Today at the feed store in the small town of Waller Texas (45 miles nw of Houston) there was a lady from Texas Dept of transportation taking a survey,asked the usual questions(where I lived,where I had traveled to and my destination etc).She then asked if I ever traveled to San Antonio or Dallas.I said yes.She then asked if I would use passenger rail to get there.I replied yes and I had when Amtrak operated the Houston section of the Texas Eagle.She seemed to be familar with it.Surprised me.Dont know what this means.I dont expect any support or funding from the state while teachers are being laid off to balance the budget. :wacko:


----------



## Anderson (Apr 14, 2011)

http://www.statesman.com/news/local/texas-awarded-high-speed-rail-grant-1001595.html

Texas got some HSR money for studies on some routes:



> High-speed rail in Texas, long left for dead, is likely to regain a pulse today when U.S. Transportation Secretary Ray LaHood announces a $5.6 million grant to plan a passenger rail line from Oklahoma City to the Rio Grande.


----------



## Eric S (Apr 15, 2011)

Anderson said:


> http://www.statesman...nt-1001595.html
> 
> Texas got some HSR money for studies on some routes:
> 
> ...


It should be noted that this article is from October (rather than a new disbursement of former FL HSR money).


----------



## Anderson (Apr 15, 2011)

Correct.
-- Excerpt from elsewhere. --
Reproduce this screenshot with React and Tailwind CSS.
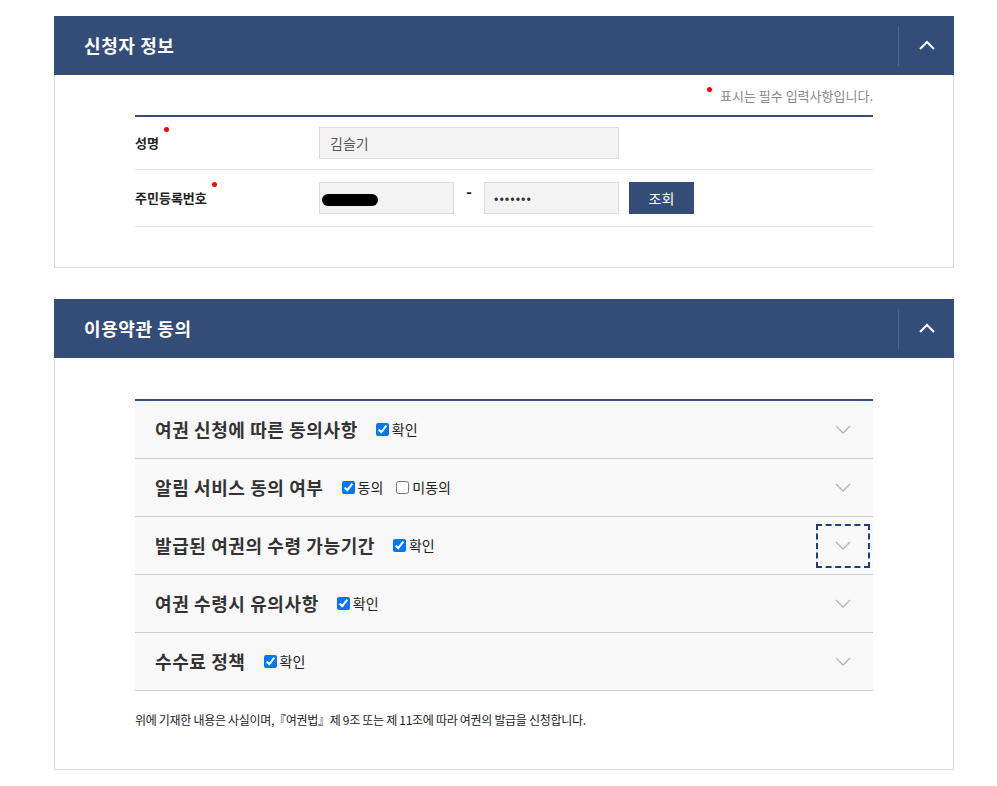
import React from "react";

const font = { fontFamily: '"Noto Sans CJK KR", "Noto Sans", sans-serif' };

function UpChevron() {
  return (
    <svg width="16" height="10" viewBox="0 0 16 10" fill="none">
      <path d="M1 9 L8 2 L15 9" stroke="white" strokeWidth="2" />
    </svg>
  );
}

function DownChevron() {
  return (
    <svg width="16" height="9" viewBox="0 0 16 9" fill="none">
      <path d="M1 1 L8 8 L15 1" stroke="#b5b5b5" strokeWidth="1.3" />
    </svg>
  );
}

function Header({ title }) {
  return (
    <div className="flex h-[59px] items-center bg-[#344d78]">
      <h2 className="flex-1 pl-[30px] text-[18px] font-bold tracking-[0.6px] text-white">{title}</h2>
      <div className="h-[40px] w-px bg-[#4d6590]" />
      <div className="flex w-[55px] items-center justify-center pb-[2px]">
        <UpChevron />
      </div>
    </div>
  );
}

function Dot({ className = "" }) {
  return <span className={"inline-block h-[5px] w-[5px] rounded-full bg-[#ff0000] " + className} />;
}

function Check({ checked = true, label }) {
  return (
    <label className="flex items-center gap-[3px] text-[14px] text-[#222]">
      <input type="checkbox" defaultChecked={checked} className="m-0 h-[13px] w-[13px] accent-[#0075ff]" />
      <span>{label}</span>
    </label>
  );
}

function AccRow({ title, children, focused }) {
  return (
    <div className="flex h-[58px] items-center border-b border-[#cccccc] bg-[#f8f8f8] pl-[20px] pr-[3px]">
      <span className="text-[18px] font-bold tracking-[0.6px] text-[#333]">{title}</span>
      <div className="ml-[18px] flex items-center gap-[13px]">{children}</div>
      <div className="flex-1" />
      <div
        className={
          "flex h-[44px] w-[54px] items-center justify-center " +
          (focused ? "border-2 border-dashed border-[#1f3e75]" : "border-2 border-transparent")
        }
      >
        <DownChevron />
      </div>
    </div>
  );
}

export default function App() {
  return (
    <div className="min-h-[786px] bg-white pt-[16px]" style={font}>
      <div className="ml-[54px] w-[900px]">
        {/* Section 1 */}
        <section>
          <Header title="신청자 정보" />
          <div className="border-x border-b border-[#dddddd] px-[80px] pb-[40px] pt-[10px]">
            <div className="flex items-start justify-end pr-0 text-[13px] text-[#888]">
              <Dot className="mr-[8px] mt-[2px]" />
              <span className="leading-[22px]">표시는 필수 입력사항입니다.</span>
            </div>
            <div className="mt-[8px] border-t-2 border-[#344d78]">
              <div className="flex h-[53px] items-center border-b border-[#e6e6e6]">
                <div className="relative w-[184px] text-[13px] font-bold text-[#222]">
                  <span className="relative">
                    성명
                    <Dot className="absolute -right-[10px] -top-[6px]" />
                  </span>
                </div>
                <div className="flex h-[32px] w-[300px] items-center border border-[#dddddd] bg-[#f3f3f3] px-[10px] text-[14px] text-[#555]">
                  김슬기
                </div>
              </div>
              <div className="flex h-[57px] items-center border-b border-[#e6e6e6]">
                <div className="w-[184px] text-[13px] font-bold text-[#222]">
                  <span className="relative">
                    주민등록번호
                    <Dot className="absolute -right-[10px] -top-[6px]" />
                  </span>
                </div>
                <div className="flex h-[32px] w-[135px] items-center border border-[#dddddd] bg-[#f3f3f3] px-[2px]">
                  <span className="mt-[3px] inline-block h-[12px] w-[56px] rounded-[6px] bg-black" />
                </div>
                <div className="flex w-[30px] justify-center self-center pb-[14px] text-[16px] font-bold text-[#222]">-</div>
                <div className="flex h-[32px] w-[135px] items-center border border-[#dddddd] bg-[#f3f3f3] px-[9px] text-[13px] tracking-[1px] text-[#333]">
                  •••••••
                </div>
                <button className="ml-[10px] flex h-[32px] w-[65px] items-center justify-center bg-[#344d78] text-[14px] text-white">
                  조회
                </button>
              </div>
            </div>
          </div>
        </section>

        {/* Section 2 */}
        <section className="mt-[31px]">
          <Header title="이용약관 동의" />
          <div className="border-x border-b border-[#dddddd] px-[80px] pb-[40px] pt-[41px]">
            <div className="border-t-2 border-[#344d78]">
              <AccRow title="여권 신청에 따른 동의사항">
                <Check label="확인" />
              </AccRow>
              <AccRow title="알림 서비스 동의 여부">
                <Check label="동의" />
                <Check label="미동의" checked={false} />
              </AccRow>
              <AccRow title="발급된 여권의 수령 가능기간" focused>
                <Check label="확인" />
              </AccRow>
              <AccRow title="여권 수령시 유의사항">
                <Check label="확인" />
              </AccRow>
              <AccRow title="수수료 정책">
                <Check label="확인" />
              </AccRow>
            </div>
            <p className="mt-[20px] text-[12px] tracking-[-0.3px] text-[#222]">
              위에 기재한 내용은 사실이며,『여권법』제 9조 또는 제 11조에 따라 여권의 발급을 신청합니다.
            </p>
          </div>
        </section>
      </div>
    </div>
  );
}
A "new" disbursement wouldn't have gone far enough through the system to be generating surveys yet.


----------



## GlobalistPotato (Apr 15, 2011)

Where can I find such a survey?


----------



## Gratt (Apr 15, 2011)

wmk said:


> Today at the feed store in the small town of Waller Texas (45 miles nw of Houston) there was a lady from Texas Dept of transportation taking a survey,asked the usual questions(where I lived,where I had traveled to and my destination etc).She then asked if I ever traveled to San Antonio or Dallas.I said yes.She then asked if I would use passenger rail to get there.I replied yes and I had when Amtrak operated the Houston section of the Texas Eagle.She seemed to be familar with it.Surprised me.Dont know what this means.I dont expect any support or funding from the state while teachers are being laid off to balance the budget. :wacko:



I had the same thing happen to me when I visited the San Jacinto six months ago with my future wife. I thought it had to do with the TXDOT overall rail plan which is already out, but I am glad to hear they are doing more surveys. I made it quite clear to the guy that good rail service in the Texas triangle was VERY important to me 

Though I agree with our budget issues, I dont see Texas putting the capital up for a serious plan. Even though we can afford it more than other states, and unlike CA we have very little topographic issues to deal with, and most of the ROW are obvious and can be either bought from UP (see lone star rail) or owned by TXDOT (see I-45).


----------



## GlobalistPotato (Apr 16, 2011)

Gratt said:


> Though I agree with our budget issues, I dont see Texas putting the capital up for a serious plan. Even though we can afford it more than other states, and unlike CA we have very little topographic issues to deal with, and most of the ROW are obvious and can be either bought from UP (see lone star rail) or owned by TXDOT (see I-45).


Unfortunately, most of the good routes in the Texas Triangle are owned by UP, but there are some BNSF exceptions.

One example of a state-owned potential ROW would be the median of I-35W between Hillsboro and Alvarado. Such an alignment could handle 125mph+ speeds, likely up to 186mph. I dunno about the higher speed though.


----------